[Exercise details]
Return all the data below as it stands, minus the pictures.

[Data extract]
• • • • •
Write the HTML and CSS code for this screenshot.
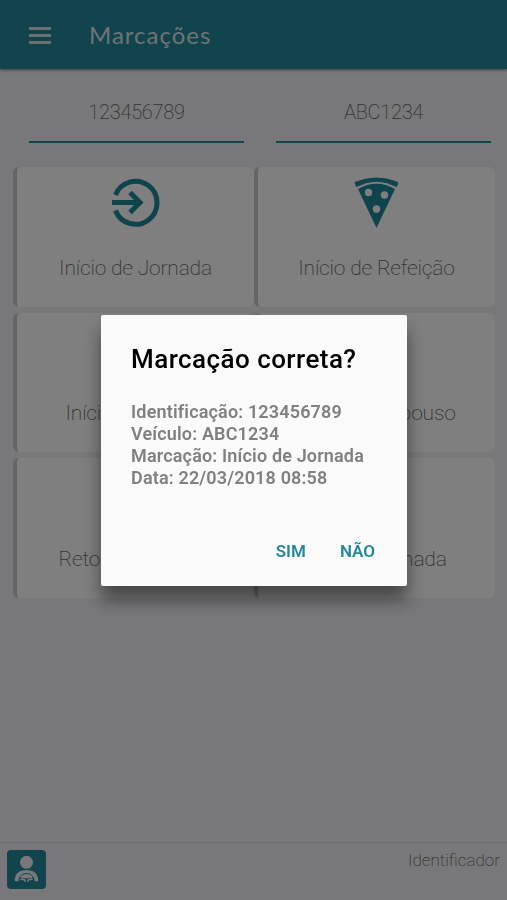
FILE: index.html
```html
<!DOCTYPE html>
<html lang="pt-BR">
<head>
    <meta charset="UTF-8">
    <meta name="viewport" content="width=device-width, initial-scale=1.0">
    <title>Marcações</title>
    <link rel="stylesheet" href="styles.css">
</head>
<body>
    <div class="app">
        <header class="toolbar">
            <button class="menu-button" aria-label="Menu">
                <span></span>
                <span></span>
                <span></span>
            </button>
            <h1>Marcações</h1>
        </header>

        <main>
            <div class="fields">
                <div class="field">123456789</div>
                <div class="field">ABC1234</div>
            </div>

            <div class="cards">
                <div class="card">
                    <svg class="card-icon" viewBox="0 0 50 50">
                        <path d="M4.500 17A21.500 21.500 0 1 1 4.500 32.500" fill="none" stroke="currentColor" stroke-width="5"/>
                        <path d="M1 24.500H28M19 14.500L29 24.500L19 34.500" fill="none" stroke="currentColor" stroke-width="5"/>
                    </svg>
                    <span>Início de Jornada</span>
                </div>
                <div class="card">
                    <svg class="card-icon" viewBox="0 0 50 50">
                        <path d="M3 4.500Q24.500-4.500 46 4.500L44.500 8.500Q24.500-2 4.500 8.500Z" fill="currentColor" stroke="currentColor" stroke-width="1" stroke-linejoin="round"/>
                        <path d="M6 11Q24.500 0.500 43 11L24.500 50Z" fill="currentColor"/>
                        <circle class="hole" cx="16.500" cy="14.500" r="3.700"/>
                        <circle class="hole" cx="32.500" cy="17" r="3.700"/>
                        <circle class="hole" cx="24.500" cy="31" r="3.700"/>
                    </svg>
                    <span>Início de Refeição</span>
                </div>
                <div class="card">
                    <span>Início de Espera</span>
                </div>
                <div class="card">
                    <span>Início de Repouso</span>
                </div>
                <div class="card">
                    <span>Retorno Refeição</span>
                </div>
                <div class="card">
                    <span>Fim de Jornada</span>
                </div>
            </div>
        </main>

        <footer class="footer">
            <div class="driver">
                <svg viewBox="0 0 38 38">
                    <circle cx="19" cy="12" r="6.300" fill="#f1f1f6"/>
                    <path d="M7.500 30.500C7.500 23 12 19.500 19 19.500S30.500 23 30.500 30.500H27A8 8 0 0 0 11 30.500Z" fill="#f1f1f6"/>
                    <path d="M13 25.500Q19 21.500 25 25.500L24 27.500H14Z" fill="#f1f1f6"/>
                    <path d="M13 28.500L17 29L18 31M25 28.500L21 29L20 31" fill="none" stroke="#f1f1f6" stroke-width="1.500"/>
                </svg>
            </div>
            <span>Identificador</span>
        </footer>
    </div>

    <div class="backdrop">
        <div class="dialog">
            <h2>Marcação correta?</h2>
            <p>
                Identificação: 123456789<br>
                Veículo: ABC1234<br>
                Marcação: Início de Jornada<br>
                Data: 22/03/2018 08:58
            </p>
            <div class="dialog-actions">
                <button>SIM</button>
                <button>NÃO</button>
            </div>
        </div>
    </div>
</body>
</html>
```

FILE: styles.css
```css
* {
    box-sizing: border-box;
}
body {
    font-family: Roboto, sans-serif;
    margin: 0;
    height: 100vh;
    overflow: hidden;
}
button {
    font-family: inherit;
    background: none;
    border: none;
    padding: 0;
}
.app {
    display: flex;
    flex-direction: column;
    height: 100vh;
    background-color: #f1f1f6;
    color: #666;
    font-weight: 200;
}
.toolbar {
    display: flex;
    align-items: center;
    height: 69px;
    padding: 1px 29px 0;
    background-color: #24889c;
    box-shadow: 0 1px 3px rgba(0, 0, 0, 0.5);
}
.menu-button {
    display: flex;
    flex-direction: column;
    gap: 4px;
    width: 22px;
}
.menu-button span {
    height: 3px;
    background-color: #d8dfe2;
}
h1 {
    margin: 0 0 2px 38px;
    font-family: Lato, sans-serif;
    font-size: 24px;
    font-weight: 400;
    letter-spacing: 1px;
    color: #dde6ea;
}
main {
    flex: 1;
}
.fields {
    display: flex;
    gap: 32px;
    padding: 26px 16px 0 29px;
}
.field {
    flex: 1;
    height: 48px;
    line-height: 34px;
    font-size: 20px;
    letter-spacing: -0.3px;
    text-align: center;
    border-bottom: 2px solid #24889c;
}
.cards {
    display: grid;
    grid-template-columns: 1fr 1fr;
    gap: 6px 0;
    padding: 24px 12px 0 13px;
}
.card {
    display: flex;
    flex-direction: column;
    align-items: center;
    justify-content: flex-end;
    height: 139.5px;
    padding: 0 0 26px;
    background-color: #fff;
    border-left: 4px solid #cbcbcd;
    border-radius: 6px;
    font-size: 21px;
    letter-spacing: -0.2px;
    line-height: 26px;
}
.card-icon {
    width: 50px;
    height: 50px;
    margin-bottom: 27px;
    overflow: visible;
    color: #20889a;
}
.hole {
    fill: #fff;
}
.footer {
    display: flex;
    justify-content: space-between;
    height: 58px;
    padding: 7px 7px 0;
    border-top: 1px solid #d8d8dc;
    font-size: 17px;
    line-height: 20px;
}
.driver {
    width: 39px;
    height: 39px;
    background-color: #24889c;
    border-radius: 4px;
}
.backdrop {
    position: fixed;
    inset: 0;
    display: flex;
    align-items: center;
    justify-content: center;
    background-color: rgba(0, 0, 0, 0.5);
}
.dialog {
    width: 306px;
    height: 271px;
    margin: 1px 0 0 1px;
    padding: 28px 24px 0 30px;
    background-color: #fafafa;
    border-radius: 2px;
    box-shadow: 0 14px 18px rgba(0, 0, 0, 0.45);
}
h2 {
    margin: 0;
    font-size: 26px;
    font-weight: 500;
    letter-spacing: 0.45px;
    line-height: 32px;
    color: #000;
}
.dialog p {
    margin: 26px 0 0;
    font-size: 18px;
    font-weight: 600;
    letter-spacing: 0.16px;
    line-height: 22px;
    white-space: nowrap;
    color: #808080;
}
.dialog-actions {
    display: flex;
    justify-content: flex-end;
    gap: 34px;
    margin: 52px 8px 0 0;
}
.dialog-actions button {
    font-size: 17px;
    font-weight: 600;
    line-height: 20px;
    color: #24889c;
}
```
• • • • •
[Task answer]
Write the HTML and CSS code for this screenshot.
FILE: index.html
```html
<!DOCTYPE html>
<html lang="pt-BR">
<head>
    <meta charset="UTF-8">
    <meta name="viewport" content="width=device-width, initial-scale=1.0">
    <title>Marcações</title>
    <link rel="stylesheet" href="styles.css">
</head>
<body>
    <div class="app">
        <header class="toolbar">
            <button class="menu-button" aria-label="Menu">
                <span></span>
                <span></span>
                <span></span>
            </button>
            <h1>Marcações</h1>
        </header>

        <main>
            <div class="fields">
                <div class="field">123456789</div>
                <div class="field">ABC1234</div>
            </div>

            <div class="cards">
                <div class="card">
                    <svg class="card-icon" viewBox="0 0 50 50">
                        <path d="M4.500 17A21.500 21.500 0 1 1 4.500 32.500" fill="none" stroke="currentColor" stroke-width="5"/>
                        <path d="M1 24.500H28M19 14.500L29 24.500L19 34.500" fill="none" stroke="currentColor" stroke-width="5"/>
                    </svg>
                    <span>Início de Jornada</span>
                </div>
                <div class="card">
                    <svg class="card-icon" viewBox="0 0 50 50">
                        <path d="M3 4.500Q24.500-4.500 46 4.500L44.500 8.500Q24.500-2 4.500 8.500Z" fill="currentColor" stroke="currentColor" stroke-width="1" stroke-linejoin="round"/>
                        <path d="M6 11Q24.500 0.500 43 11L24.500 50Z" fill="currentColor"/>
                        <circle class="hole" cx="16.500" cy="14.500" r="3.700"/>
                        <circle class="hole" cx="32.500" cy="17" r="3.700"/>
                        <circle class="hole" cx="24.500" cy="31" r="3.700"/>
                    </svg>
                    <span>Início de Refeição</span>
                </div>
                <div class="card">
                    <span>Início de Espera</span>
                </div>
                <div class="card">
                    <span>Início de Repouso</span>
                </div>
                <div class="card">
                    <span>Retorno Refeição</span>
                </div>
                <div class="card">
                    <span>Fim de Jornada</span>
                </div>
            </div>
        </main>

        <footer class="footer">
            <div class="driver">
                <svg viewBox="0 0 38 38">
                    <circle cx="19" cy="12" r="6.300" fill="#f1f1f6"/>
                    <path d="M7.500 30.500C7.500 23 12 19.500 19 19.500S30.500 23 30.500 30.500H27A8 8 0 0 0 11 30.500Z" fill="#f1f1f6"/>
                    <path d="M13 25.500Q19 21.500 25 25.500L24 27.500H14Z" fill="#f1f1f6"/>
                    <path d="M13 28.500L17 29L18 31M25 28.500L21 29L20 31" fill="none" stroke="#f1f1f6" stroke-width="1.500"/>
                </svg>
            </div>
            <span>Identificador</span>
        </footer>
    </div>

    <div class="backdrop">
        <div class="dialog">
            <h2>Marcação correta?</h2>
            <p>
                Identificação: 123456789<br>
                Veículo: ABC1234<br>
                Marcação: Início de Jornada<br>
                Data: 22/03/2018 08:58
            </p>
            <div class="dialog-actions">
                <button>SIM</button>
                <button>NÃO</button>
            </div>
        </div>
    </div>
</body>
</html>
```

FILE: styles.css
```css
* {
    box-sizing: border-box;
}
body {
    font-family: Roboto, sans-serif;
    margin: 0;
    height: 100vh;
    overflow: hidden;
}
button {
    font-family: inherit;
    background: none;
    border: none;
    padding: 0;
}
.app {
    display: flex;
    flex-direction: column;
    height: 100vh;
    background-color: #f1f1f6;
    color: #666;
    font-weight: 200;
}
.toolbar {
    display: flex;
    align-items: center;
    height: 69px;
    padding: 1px 29px 0;
    background-color: #24889c;
    box-shadow: 0 1px 3px rgba(0, 0, 0, 0.5);
}
.menu-button {
    display: flex;
    flex-direction: column;
    gap: 4px;
    width: 22px;
}
.menu-button span {
    height: 3px;
    background-color: #d8dfe2;
}
h1 {
    margin: 0 0 2px 38px;
    font-family: Lato, sans-serif;
    font-size: 24px;
    font-weight: 400;
    letter-spacing: 1px;
    color: #dde6ea;
}
main {
    flex: 1;
}
.fields {
    display: flex;
    gap: 32px;
    padding: 26px 16px 0 29px;
}
.field {
    flex: 1;
    height: 48px;
    line-height: 34px;
    font-size: 20px;
    letter-spacing: -0.3px;
    text-align: center;
    border-bottom: 2px solid #24889c;
}
.cards {
    display: grid;
    grid-template-columns: 1fr 1fr;
    gap: 6px 0;
    padding: 24px 12px 0 13px;
}
.card {
    display: flex;
    flex-direction: column;
    align-items: center;
    justify-content: flex-end;
    height: 139.5px;
    padding: 0 0 26px;
    background-color: #fff;
    border-left: 4px solid #cbcbcd;
    border-radius: 6px;
    font-size: 21px;
    letter-spacing: -0.2px;
    line-height: 26px;
}
.card-icon {
    width: 50px;
    height: 50px;
    margin-bottom: 27px;
    overflow: visible;
    color: #20889a;
}
.hole {
    fill: #fff;
}
.footer {
    display: flex;
    justify-content: space-between;
    height: 58px;
    padding: 7px 7px 0;
    border-top: 1px solid #d8d8dc;
    font-size: 17px;
    line-height: 20px;
}
.driver {
    width: 39px;
    height: 39px;
    background-color: #24889c;
    border-radius: 4px;
}
.backdrop {
    position: fixed;
    inset: 0;
    display: flex;
    align-items: center;
    justify-content: center;
    background-color: rgba(0, 0, 0, 0.5);
}
.dialog {
    width: 306px;
    height: 271px;
    margin: 1px 0 0 1px;
    padding: 28px 24px 0 30px;
    background-color: #fafafa;
    border-radius: 2px;
    box-shadow: 0 14px 18px rgba(0, 0, 0, 0.45);
}
h2 {
    margin: 0;
    font-size: 26px;
    font-weight: 500;
    letter-spacing: 0.45px;
    line-height: 32px;
    color: #000;
}
.dialog p {
    margin: 26px 0 0;
    font-size: 18px;
    font-weight: 600;
    letter-spacing: 0.16px;
    line-height: 22px;
    white-space: nowrap;
    color: #808080;
}
.dialog-actions {
    display: flex;
    justify-content: flex-end;
    gap: 34px;
    margin: 52px 8px 0 0;
}
.dialog-actions button {
    font-size: 17px;
    font-weight: 600;
    line-height: 20px;
    color: #24889c;
}
```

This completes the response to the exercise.